Pivotal just announced it did over $270mm of revenue in 2016 from Cloud Foundry helping large companies with digital transformation. That’s some nice growth from the $115mm the year earlier.

The initial Pivotal Cloud Foundry sales pitch was that it gave big companies a way to build new applications that run in a public cloud (rented space on Amazon (AMZN, +0.47%) Web Services, Google (GOOG, +0.34%) Cloud Platform or Microsoft (MSFT, +0.62%) Azure) or private cloud (flexible infrastructure that runs in a company’s own data center.

The need for faster, better software deployment resonated with older companies facing competition from smaller, newer rivals that already use cloud computing. You could argue, for example, that Hilton (HLT, +0.05%) and Hyatt (H, -0.47%) hotels should worry more about Airbnb (AIRBNB) than about each other.

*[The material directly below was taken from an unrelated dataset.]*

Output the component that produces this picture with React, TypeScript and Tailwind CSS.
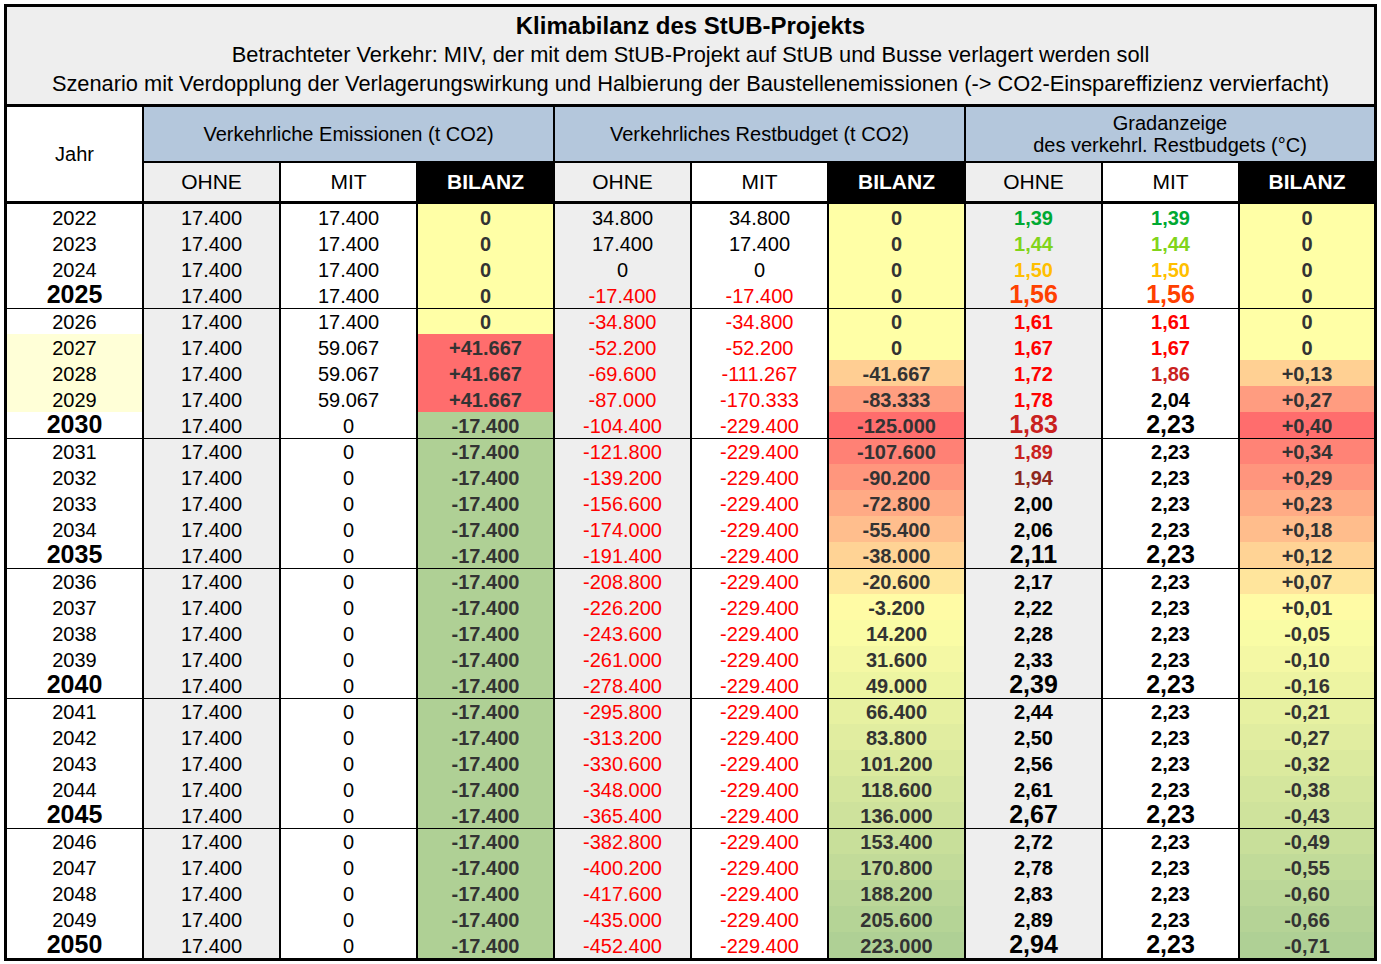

This is yet another sign how large companies are embracing cloud technologies and microservices to be more agile. At the end of the day, it’s not about buying Cloud Foundry because of infrastructure savings, its the ability to quickly and scalably deploy new applications quicker to meet business needs. That’s the bet Pivotal made many years ago, and it’s paying off.

Remember if you are selling infrastructure – stop, sell apps to the heads of business who have a huge sense of urgency to get things done. Most of them also have pretty sizable budgets as well. The byproduct of all of this is saving money but that is not what moves the needle.